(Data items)
---+---

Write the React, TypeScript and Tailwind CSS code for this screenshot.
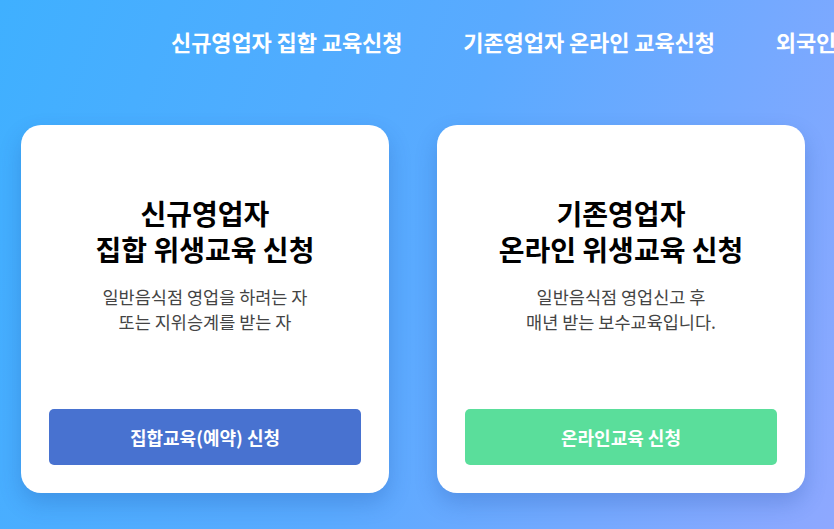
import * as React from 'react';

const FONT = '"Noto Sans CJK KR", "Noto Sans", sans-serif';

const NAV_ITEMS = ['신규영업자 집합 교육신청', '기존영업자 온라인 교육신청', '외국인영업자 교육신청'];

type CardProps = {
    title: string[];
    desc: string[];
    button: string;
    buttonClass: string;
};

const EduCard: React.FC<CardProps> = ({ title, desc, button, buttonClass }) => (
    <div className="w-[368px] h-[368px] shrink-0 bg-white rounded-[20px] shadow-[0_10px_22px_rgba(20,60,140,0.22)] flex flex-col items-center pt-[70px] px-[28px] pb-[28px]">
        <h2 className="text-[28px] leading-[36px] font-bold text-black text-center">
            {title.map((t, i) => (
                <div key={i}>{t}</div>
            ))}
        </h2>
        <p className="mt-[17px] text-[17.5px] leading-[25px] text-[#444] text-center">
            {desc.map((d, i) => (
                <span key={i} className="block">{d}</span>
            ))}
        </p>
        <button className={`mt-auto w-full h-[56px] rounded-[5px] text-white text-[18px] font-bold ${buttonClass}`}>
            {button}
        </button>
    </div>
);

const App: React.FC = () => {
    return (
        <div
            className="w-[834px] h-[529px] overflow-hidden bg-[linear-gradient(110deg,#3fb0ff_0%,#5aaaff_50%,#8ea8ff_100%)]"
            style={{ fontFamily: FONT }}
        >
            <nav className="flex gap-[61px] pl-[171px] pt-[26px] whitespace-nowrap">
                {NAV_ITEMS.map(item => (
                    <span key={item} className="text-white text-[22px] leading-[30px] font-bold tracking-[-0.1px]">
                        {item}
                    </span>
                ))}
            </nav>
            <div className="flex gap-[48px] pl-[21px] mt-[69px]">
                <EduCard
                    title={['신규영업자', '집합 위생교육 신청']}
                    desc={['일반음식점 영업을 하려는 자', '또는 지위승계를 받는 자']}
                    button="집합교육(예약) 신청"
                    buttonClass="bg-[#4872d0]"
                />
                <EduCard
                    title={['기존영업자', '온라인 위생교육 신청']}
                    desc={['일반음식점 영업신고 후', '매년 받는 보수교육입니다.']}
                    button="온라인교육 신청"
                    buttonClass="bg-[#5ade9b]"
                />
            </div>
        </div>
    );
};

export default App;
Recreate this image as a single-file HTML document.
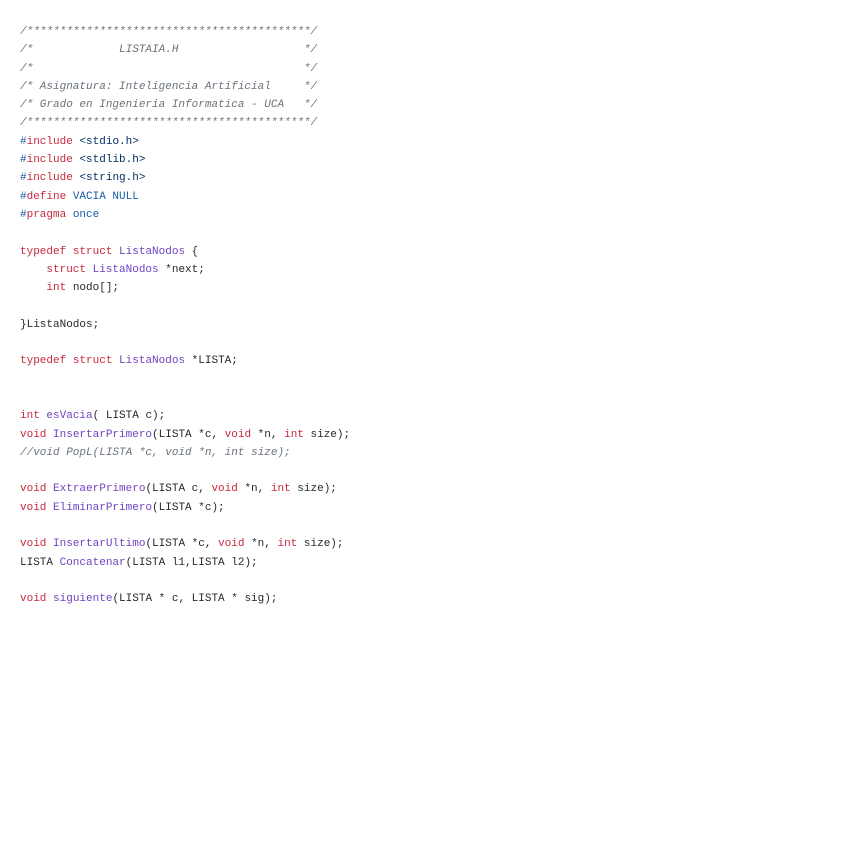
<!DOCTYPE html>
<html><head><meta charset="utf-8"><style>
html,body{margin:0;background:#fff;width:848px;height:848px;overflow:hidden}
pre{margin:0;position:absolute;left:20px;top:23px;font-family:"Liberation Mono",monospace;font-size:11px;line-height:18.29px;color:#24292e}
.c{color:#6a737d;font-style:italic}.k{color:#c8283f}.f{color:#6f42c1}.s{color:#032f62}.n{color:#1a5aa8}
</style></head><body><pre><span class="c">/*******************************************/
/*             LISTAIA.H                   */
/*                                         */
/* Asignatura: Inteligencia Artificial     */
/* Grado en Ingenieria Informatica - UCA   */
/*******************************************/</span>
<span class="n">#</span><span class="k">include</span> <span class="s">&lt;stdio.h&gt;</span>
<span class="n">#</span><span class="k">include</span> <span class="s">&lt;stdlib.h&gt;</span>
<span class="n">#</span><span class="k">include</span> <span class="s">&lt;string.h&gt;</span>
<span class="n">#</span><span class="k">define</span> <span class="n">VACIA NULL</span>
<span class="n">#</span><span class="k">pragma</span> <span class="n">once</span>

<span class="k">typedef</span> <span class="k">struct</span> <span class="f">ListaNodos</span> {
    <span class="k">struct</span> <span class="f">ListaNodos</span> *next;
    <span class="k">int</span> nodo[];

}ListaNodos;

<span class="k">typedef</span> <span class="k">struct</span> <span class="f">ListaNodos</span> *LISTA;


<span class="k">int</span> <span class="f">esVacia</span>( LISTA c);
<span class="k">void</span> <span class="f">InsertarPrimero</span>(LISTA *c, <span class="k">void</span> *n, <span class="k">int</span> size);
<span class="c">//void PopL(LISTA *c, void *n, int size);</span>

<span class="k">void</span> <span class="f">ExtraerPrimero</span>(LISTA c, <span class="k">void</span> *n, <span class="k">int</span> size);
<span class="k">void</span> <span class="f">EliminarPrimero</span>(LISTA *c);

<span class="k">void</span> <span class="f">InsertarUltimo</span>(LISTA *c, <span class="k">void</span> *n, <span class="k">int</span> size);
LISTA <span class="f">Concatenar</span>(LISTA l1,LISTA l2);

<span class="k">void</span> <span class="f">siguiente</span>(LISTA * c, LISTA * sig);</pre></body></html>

---+---

Copy the entries exactly. Leave out the images.

# Answer below:
Write the React, TypeScript and Tailwind CSS code for this screenshot.
import * as React from 'react';

const FONT = '"Noto Sans CJK KR", "Noto Sans", sans-serif';

const NAV_ITEMS = ['신규영업자 집합 교육신청', '기존영업자 온라인 교육신청', '외국인영업자 교육신청'];

type CardProps = {
    title: string[];
    desc: string[];
    button: string;
    buttonClass: string;
};

const EduCard: React.FC<CardProps> = ({ title, desc, button, buttonClass }) => (
    <div className="w-[368px] h-[368px] shrink-0 bg-white rounded-[20px] shadow-[0_10px_22px_rgba(20,60,140,0.22)] flex flex-col items-center pt-[70px] px-[28px] pb-[28px]">
        <h2 className="text-[28px] leading-[36px] font-bold text-black text-center">
            {title.map((t, i) => (
                <div key={i}>{t}</div>
            ))}
        </h2>
        <p className="mt-[17px] text-[17.5px] leading-[25px] text-[#444] text-center">
            {desc.map((d, i) => (
                <span key={i} className="block">{d}</span>
            ))}
        </p>
        <button className={`mt-auto w-full h-[56px] rounded-[5px] text-white text-[18px] font-bold ${buttonClass}`}>
            {button}
        </button>
    </div>
);

const App: React.FC = () => {
    return (
        <div
            className="w-[834px] h-[529px] overflow-hidden bg-[linear-gradient(110deg,#3fb0ff_0%,#5aaaff_50%,#8ea8ff_100%)]"
            style={{ fontFamily: FONT }}
        >
            <nav className="flex gap-[61px] pl-[171px] pt-[26px] whitespace-nowrap">
                {NAV_ITEMS.map(item => (
                    <span key={item} className="text-white text-[22px] leading-[30px] font-bold tracking-[-0.1px]">
                        {item}
                    </span>
                ))}
            </nav>
            <div className="flex gap-[48px] pl-[21px] mt-[69px]">
                <EduCard
                    title={['신규영업자', '집합 위생교육 신청']}
                    desc={['일반음식점 영업을 하려는 자', '또는 지위승계를 받는 자']}
                    button="집합교육(예약) 신청"
                    buttonClass="bg-[#4872d0]"
                />
                <EduCard
                    title={['기존영업자', '온라인 위생교육 신청']}
                    desc={['일반음식점 영업신고 후', '매년 받는 보수교육입니다.']}
                    button="온라인교육 신청"
                    buttonClass="bg-[#5ade9b]"
                />
            </div>
        </div>
    );
};

export default App;
Recreate this image as a single-file HTML document.
<!DOCTYPE html>
<html><head><meta charset="utf-8"><style>
html,body{margin:0;background:#fff;width:848px;height:848px;overflow:hidden}
pre{margin:0;position:absolute;left:20px;top:23px;font-family:"Liberation Mono",monospace;font-size:11px;line-height:18.29px;color:#24292e}
.c{color:#6a737d;font-style:italic}.k{color:#c8283f}.f{color:#6f42c1}.s{color:#032f62}.n{color:#1a5aa8}
</style></head><body><pre><span class="c">/*******************************************/
/*             LISTAIA.H                   */
/*                                         */
/* Asignatura: Inteligencia Artificial     */
/* Grado en Ingenieria Informatica - UCA   */
/*******************************************/</span>
<span class="n">#</span><span class="k">include</span> <span class="s">&lt;stdio.h&gt;</span>
<span class="n">#</span><span class="k">include</span> <span class="s">&lt;stdlib.h&gt;</span>
<span class="n">#</span><span class="k">include</span> <span class="s">&lt;string.h&gt;</span>
<span class="n">#</span><span class="k">define</span> <span class="n">VACIA NULL</span>
<span class="n">#</span><span class="k">pragma</span> <span class="n">once</span>

<span class="k">typedef</span> <span class="k">struct</span> <span class="f">ListaNodos</span> {
    <span class="k">struct</span> <span class="f">ListaNodos</span> *next;
    <span class="k">int</span> nodo[];

}ListaNodos;

<span class="k">typedef</span> <span class="k">struct</span> <span class="f">ListaNodos</span> *LISTA;


<span class="k">int</span> <span class="f">esVacia</span>( LISTA c);
<span class="k">void</span> <span class="f">InsertarPrimero</span>(LISTA *c, <span class="k">void</span> *n, <span class="k">int</span> size);
<span class="c">//void PopL(LISTA *c, void *n, int size);</span>

<span class="k">void</span> <span class="f">ExtraerPrimero</span>(LISTA c, <span class="k">void</span> *n, <span class="k">int</span> size);
<span class="k">void</span> <span class="f">EliminarPrimero</span>(LISTA *c);

<span class="k">void</span> <span class="f">InsertarUltimo</span>(LISTA *c, <span class="k">void</span> *n, <span class="k">int</span> size);
LISTA <span class="f">Concatenar</span>(LISTA l1,LISTA l2);

<span class="k">void</span> <span class="f">siguiente</span>(LISTA * c, LISTA * sig);</pre></body></html>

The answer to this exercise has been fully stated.